Releasing a guard_ptr follows the standard smart pointer interface; the operation g.reset releases ownership and sets g to nullptr, the destructor of guard_ptr implicitly calls reset.

The reclaim method resets the guard_ptr and marks the node for deletion.

One important limitation of guard_ptrs is that they must not be moved between threads, i.e., move construction or move assignment operations must not be used to transfer ownership of a guard_ptr from one thread to another. The reason for this simply is that these move operations are optimized based on the assumption that both, the target and the source operands, belong to the same thread. However, copy construction and copy assignment do not suffer from this limitation.

region_guard

A region_guard is an additional concept that is not part of the proposal by Robison. However, some reclamation schemes like epoch_based, new_epoch_based or stamp_it use the concept of critical regions. In these schemes a guard_ptr can only exist inside a critical region, so unless the thread is already inside a critical region the guard_ptr automatically enters a new one. But entering and leaving critical regions are usually rather expensive operations, so region_guards allow to amortize this overhead. The constructor of a region_guard enters a new region (unless the thread is already inside one) and, if it was the last one, leaves the region in the destructor. Any guard_ptr instances that are created inside the scope of the region_guard can simply use the current critical region and save the overhead of entering a new one.
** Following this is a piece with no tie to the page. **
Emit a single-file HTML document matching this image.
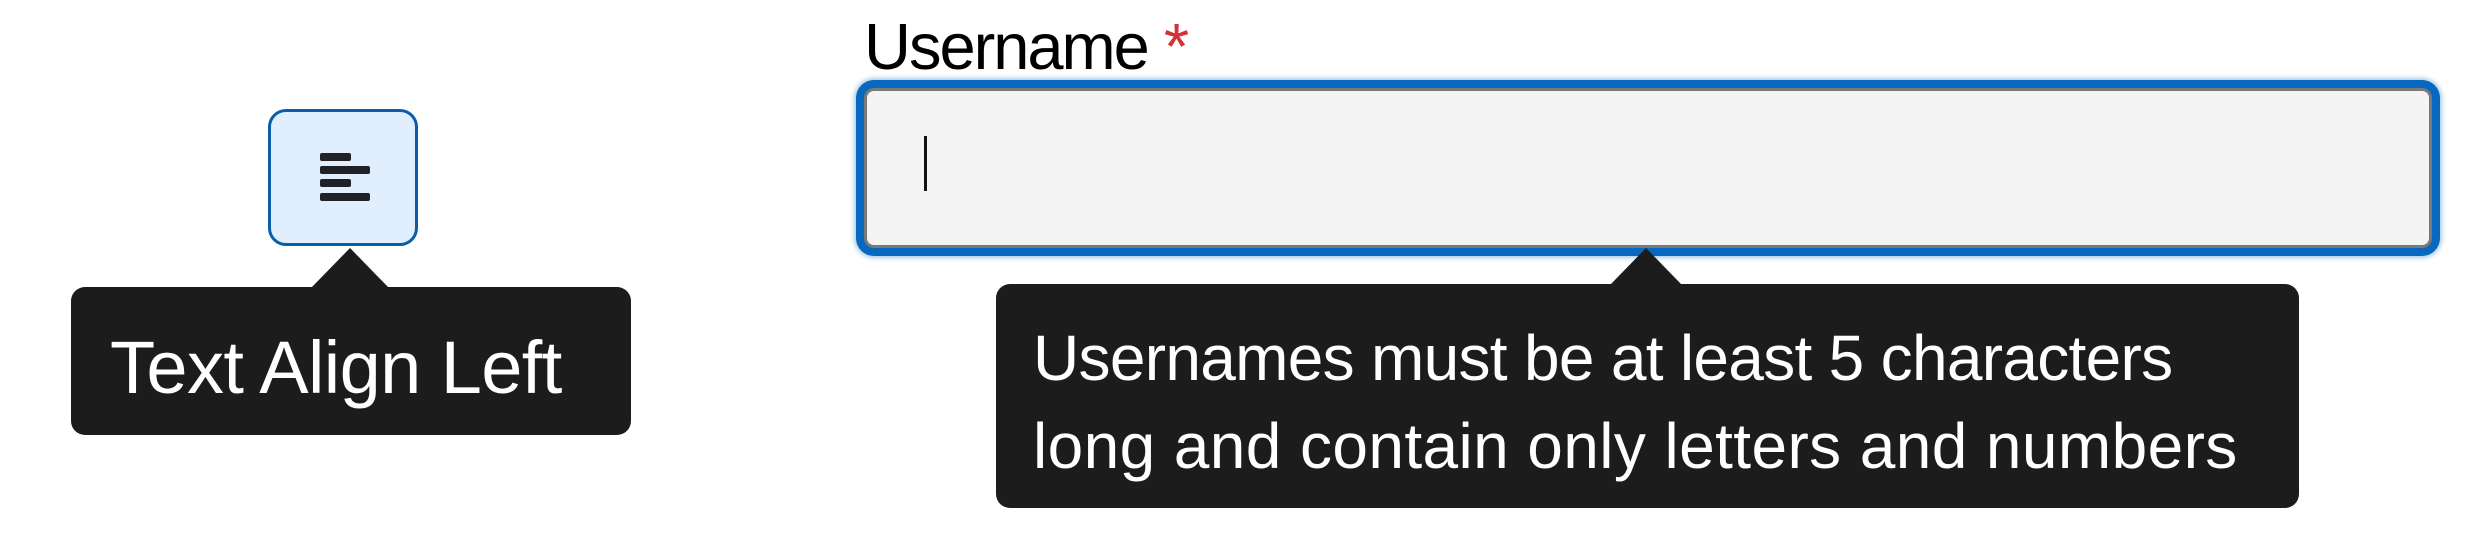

The region_guard class does not define any member functions, it only uses the RAII concept to leave the region upon destruction.

In order to provide a consistent interface every reclamation scheme has to define a region_guard class regardless of whether the scheme actually supports this concept. For reclamation schemes that do not support it, it is sufficient to define an empty region_guard class.